The descriptions of Italy which "The Improvisatore" contains are sufficiently striking and faithful to recall the scenes to those who have visited them; which is all, we believe, the best descriptions can effect. What is absolutely new to a reader cannot be described to him. If all the poets and romancers of England were to unite together in a committee of taste, they could not frame a description which would give the effect of mountainous scenery to one who had never seen a mountain. The utmost the describer call do, in all such cases, is to liken the scene to something already familiar to the reader's imagination. Though generally faithful, we cannot say that our author never sacrifices accuracy of detail to the demands of the novelist, never sacrifices the actual to the ideal. For instance, his account of the Miserere in the Sistine Chapel, is rather what one is willing to anticipate it might be, than what a traveller really finds it.

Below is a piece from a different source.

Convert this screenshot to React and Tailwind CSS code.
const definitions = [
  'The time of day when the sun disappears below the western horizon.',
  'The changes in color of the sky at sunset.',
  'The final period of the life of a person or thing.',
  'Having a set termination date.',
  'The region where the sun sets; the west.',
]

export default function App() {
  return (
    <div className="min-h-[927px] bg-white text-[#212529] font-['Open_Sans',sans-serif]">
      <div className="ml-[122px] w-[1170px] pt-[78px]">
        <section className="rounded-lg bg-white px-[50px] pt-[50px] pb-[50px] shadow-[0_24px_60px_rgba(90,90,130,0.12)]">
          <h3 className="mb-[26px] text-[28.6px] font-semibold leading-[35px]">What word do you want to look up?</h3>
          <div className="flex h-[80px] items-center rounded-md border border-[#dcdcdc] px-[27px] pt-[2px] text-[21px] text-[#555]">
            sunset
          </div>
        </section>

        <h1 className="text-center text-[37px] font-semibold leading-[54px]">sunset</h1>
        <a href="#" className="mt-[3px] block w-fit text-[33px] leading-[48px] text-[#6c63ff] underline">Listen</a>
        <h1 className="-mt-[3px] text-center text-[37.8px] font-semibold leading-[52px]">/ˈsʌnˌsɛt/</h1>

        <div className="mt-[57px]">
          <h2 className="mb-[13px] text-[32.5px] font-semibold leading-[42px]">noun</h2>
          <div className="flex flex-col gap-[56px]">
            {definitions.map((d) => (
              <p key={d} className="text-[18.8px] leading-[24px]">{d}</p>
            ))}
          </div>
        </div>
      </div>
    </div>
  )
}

To be sure, he has a right to place his hero of the novel where he pleases in the chapel, relieve him from the crowd, and give him all the advantages of position: still his perfect enjoyment of all that both the arts of painting and music can afford, and that overpowering sentiment which he finds in the great picture of the Last Judgment by Michel Angelo, (a picture which addresses itself far more to the artist than the poet,) strikes us as a description more from imagination than experience.